Short problem: Leaving out the pictures, retype the lines from the beginning of the listing through the line containing "number; w: number;".
________________
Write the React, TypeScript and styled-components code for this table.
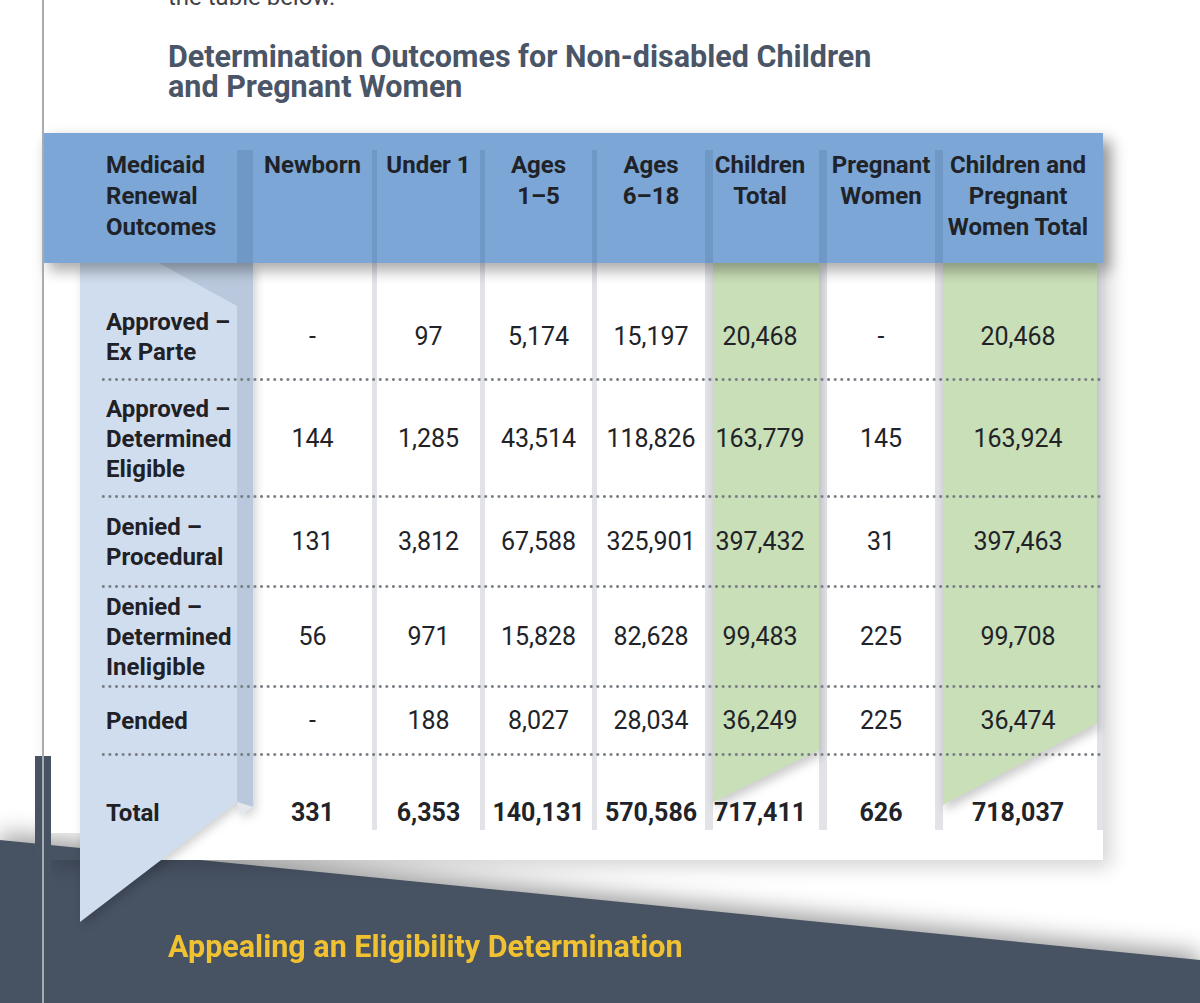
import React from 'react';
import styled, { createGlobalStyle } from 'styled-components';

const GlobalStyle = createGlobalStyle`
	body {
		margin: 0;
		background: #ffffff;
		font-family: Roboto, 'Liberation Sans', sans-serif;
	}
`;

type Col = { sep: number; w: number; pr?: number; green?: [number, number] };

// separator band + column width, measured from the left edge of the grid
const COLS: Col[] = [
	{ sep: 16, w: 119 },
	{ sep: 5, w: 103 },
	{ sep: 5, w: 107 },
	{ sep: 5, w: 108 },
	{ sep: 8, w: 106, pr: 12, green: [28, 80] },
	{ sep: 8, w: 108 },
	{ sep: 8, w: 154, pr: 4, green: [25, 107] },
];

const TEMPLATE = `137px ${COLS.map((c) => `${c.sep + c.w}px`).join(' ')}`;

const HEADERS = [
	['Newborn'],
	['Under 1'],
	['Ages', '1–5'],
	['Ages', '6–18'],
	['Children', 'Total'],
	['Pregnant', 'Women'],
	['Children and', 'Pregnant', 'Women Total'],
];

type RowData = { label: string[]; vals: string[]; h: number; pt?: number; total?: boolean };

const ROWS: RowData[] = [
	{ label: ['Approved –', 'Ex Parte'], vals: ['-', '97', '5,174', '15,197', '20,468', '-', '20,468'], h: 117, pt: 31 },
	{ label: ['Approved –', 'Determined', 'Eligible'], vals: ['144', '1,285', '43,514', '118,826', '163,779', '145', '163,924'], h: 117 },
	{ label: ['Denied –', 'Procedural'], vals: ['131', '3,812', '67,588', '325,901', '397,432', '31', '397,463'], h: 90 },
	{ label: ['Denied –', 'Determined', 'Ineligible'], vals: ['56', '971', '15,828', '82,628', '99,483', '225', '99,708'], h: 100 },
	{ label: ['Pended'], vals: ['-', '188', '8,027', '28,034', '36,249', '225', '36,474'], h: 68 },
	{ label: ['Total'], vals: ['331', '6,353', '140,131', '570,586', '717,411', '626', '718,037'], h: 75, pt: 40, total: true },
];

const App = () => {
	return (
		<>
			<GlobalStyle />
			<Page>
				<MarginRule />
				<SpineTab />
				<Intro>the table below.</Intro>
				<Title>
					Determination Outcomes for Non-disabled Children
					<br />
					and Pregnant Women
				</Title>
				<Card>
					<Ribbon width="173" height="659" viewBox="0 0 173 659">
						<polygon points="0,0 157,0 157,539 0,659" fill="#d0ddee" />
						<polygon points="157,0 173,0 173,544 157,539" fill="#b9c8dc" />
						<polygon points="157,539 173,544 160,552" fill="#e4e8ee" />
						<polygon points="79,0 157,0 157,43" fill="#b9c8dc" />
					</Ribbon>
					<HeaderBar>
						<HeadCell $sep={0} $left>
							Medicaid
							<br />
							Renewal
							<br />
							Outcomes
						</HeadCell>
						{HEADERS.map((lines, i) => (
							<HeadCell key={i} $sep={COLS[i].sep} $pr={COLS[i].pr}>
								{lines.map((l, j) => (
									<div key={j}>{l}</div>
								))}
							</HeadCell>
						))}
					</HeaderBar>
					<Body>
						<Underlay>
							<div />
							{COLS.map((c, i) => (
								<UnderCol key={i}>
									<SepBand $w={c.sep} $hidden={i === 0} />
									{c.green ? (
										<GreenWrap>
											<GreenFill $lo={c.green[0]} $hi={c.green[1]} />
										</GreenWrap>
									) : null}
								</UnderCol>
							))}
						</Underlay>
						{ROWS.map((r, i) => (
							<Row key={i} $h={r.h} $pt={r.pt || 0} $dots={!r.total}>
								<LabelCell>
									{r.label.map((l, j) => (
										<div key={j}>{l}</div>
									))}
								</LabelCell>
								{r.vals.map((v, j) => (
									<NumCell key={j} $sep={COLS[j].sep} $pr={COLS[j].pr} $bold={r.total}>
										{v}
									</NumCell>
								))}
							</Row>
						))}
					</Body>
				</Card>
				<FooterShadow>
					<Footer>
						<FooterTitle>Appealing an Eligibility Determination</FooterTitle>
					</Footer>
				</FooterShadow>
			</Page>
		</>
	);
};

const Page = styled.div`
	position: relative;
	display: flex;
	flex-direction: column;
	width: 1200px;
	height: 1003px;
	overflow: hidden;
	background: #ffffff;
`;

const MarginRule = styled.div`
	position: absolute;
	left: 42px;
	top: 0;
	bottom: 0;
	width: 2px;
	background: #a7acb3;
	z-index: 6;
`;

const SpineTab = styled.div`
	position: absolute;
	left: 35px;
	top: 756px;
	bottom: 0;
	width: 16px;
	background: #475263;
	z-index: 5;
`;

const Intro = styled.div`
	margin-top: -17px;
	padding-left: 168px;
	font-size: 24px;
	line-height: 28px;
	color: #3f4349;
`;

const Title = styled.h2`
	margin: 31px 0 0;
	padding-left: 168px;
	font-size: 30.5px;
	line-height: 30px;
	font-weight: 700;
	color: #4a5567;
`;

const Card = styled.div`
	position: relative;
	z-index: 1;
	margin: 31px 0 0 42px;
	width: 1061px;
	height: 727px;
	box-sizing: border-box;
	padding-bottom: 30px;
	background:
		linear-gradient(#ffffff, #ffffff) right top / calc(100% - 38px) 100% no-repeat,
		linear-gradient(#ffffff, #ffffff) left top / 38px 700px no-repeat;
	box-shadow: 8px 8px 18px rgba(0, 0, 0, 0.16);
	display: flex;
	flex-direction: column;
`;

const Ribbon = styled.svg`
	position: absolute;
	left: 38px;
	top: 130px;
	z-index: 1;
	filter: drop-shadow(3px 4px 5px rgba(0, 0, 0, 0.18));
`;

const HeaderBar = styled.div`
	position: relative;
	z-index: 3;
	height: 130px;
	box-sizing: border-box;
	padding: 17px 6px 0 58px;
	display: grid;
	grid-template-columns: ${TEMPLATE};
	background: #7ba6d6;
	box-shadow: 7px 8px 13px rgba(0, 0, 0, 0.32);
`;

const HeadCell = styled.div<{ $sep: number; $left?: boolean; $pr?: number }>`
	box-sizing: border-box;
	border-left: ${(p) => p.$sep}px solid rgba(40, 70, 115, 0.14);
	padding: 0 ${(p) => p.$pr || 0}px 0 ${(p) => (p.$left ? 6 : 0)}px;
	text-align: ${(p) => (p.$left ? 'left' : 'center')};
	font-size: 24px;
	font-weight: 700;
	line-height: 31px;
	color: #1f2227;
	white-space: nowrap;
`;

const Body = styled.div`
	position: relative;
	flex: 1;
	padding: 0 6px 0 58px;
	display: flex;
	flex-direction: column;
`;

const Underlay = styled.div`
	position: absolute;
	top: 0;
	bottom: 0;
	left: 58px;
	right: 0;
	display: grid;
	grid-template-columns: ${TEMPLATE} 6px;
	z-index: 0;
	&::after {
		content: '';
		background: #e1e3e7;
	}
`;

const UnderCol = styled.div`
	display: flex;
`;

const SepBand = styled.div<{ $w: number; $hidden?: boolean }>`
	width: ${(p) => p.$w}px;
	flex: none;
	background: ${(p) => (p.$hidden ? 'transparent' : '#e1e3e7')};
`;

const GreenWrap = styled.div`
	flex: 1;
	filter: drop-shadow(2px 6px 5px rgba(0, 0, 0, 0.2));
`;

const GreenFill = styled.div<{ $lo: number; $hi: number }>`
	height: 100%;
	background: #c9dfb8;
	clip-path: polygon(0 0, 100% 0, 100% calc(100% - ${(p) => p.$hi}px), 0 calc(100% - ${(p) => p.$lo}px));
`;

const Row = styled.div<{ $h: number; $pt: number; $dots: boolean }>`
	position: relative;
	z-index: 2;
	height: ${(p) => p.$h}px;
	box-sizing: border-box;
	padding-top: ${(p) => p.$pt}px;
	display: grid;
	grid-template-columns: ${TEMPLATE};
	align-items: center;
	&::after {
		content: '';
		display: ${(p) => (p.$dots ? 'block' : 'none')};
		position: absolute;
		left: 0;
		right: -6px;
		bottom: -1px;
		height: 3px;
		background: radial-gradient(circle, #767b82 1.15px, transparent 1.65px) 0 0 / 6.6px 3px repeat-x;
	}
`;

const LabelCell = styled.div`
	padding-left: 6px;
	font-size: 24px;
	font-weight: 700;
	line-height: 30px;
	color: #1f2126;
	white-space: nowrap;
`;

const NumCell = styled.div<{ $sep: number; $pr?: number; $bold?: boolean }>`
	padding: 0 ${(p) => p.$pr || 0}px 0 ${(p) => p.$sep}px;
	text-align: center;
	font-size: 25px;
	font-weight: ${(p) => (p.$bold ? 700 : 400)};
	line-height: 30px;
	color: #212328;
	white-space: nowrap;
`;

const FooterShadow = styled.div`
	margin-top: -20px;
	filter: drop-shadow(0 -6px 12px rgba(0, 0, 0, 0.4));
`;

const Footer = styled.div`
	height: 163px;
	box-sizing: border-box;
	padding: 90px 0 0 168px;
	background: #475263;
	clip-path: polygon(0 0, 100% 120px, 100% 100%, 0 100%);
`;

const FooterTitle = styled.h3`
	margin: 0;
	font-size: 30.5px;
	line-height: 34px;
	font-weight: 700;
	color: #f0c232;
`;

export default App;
________________
Response below:
Write the React, TypeScript and styled-components code for this table.
import React from 'react';
import styled, { createGlobalStyle } from 'styled-components';

const GlobalStyle = createGlobalStyle`
	body {
		margin: 0;
		background: #ffffff;
		font-family: Roboto, 'Liberation Sans', sans-serif;
	}
`;

type Col = { sep: number; w: number; pr?: number; green?: [number, number] };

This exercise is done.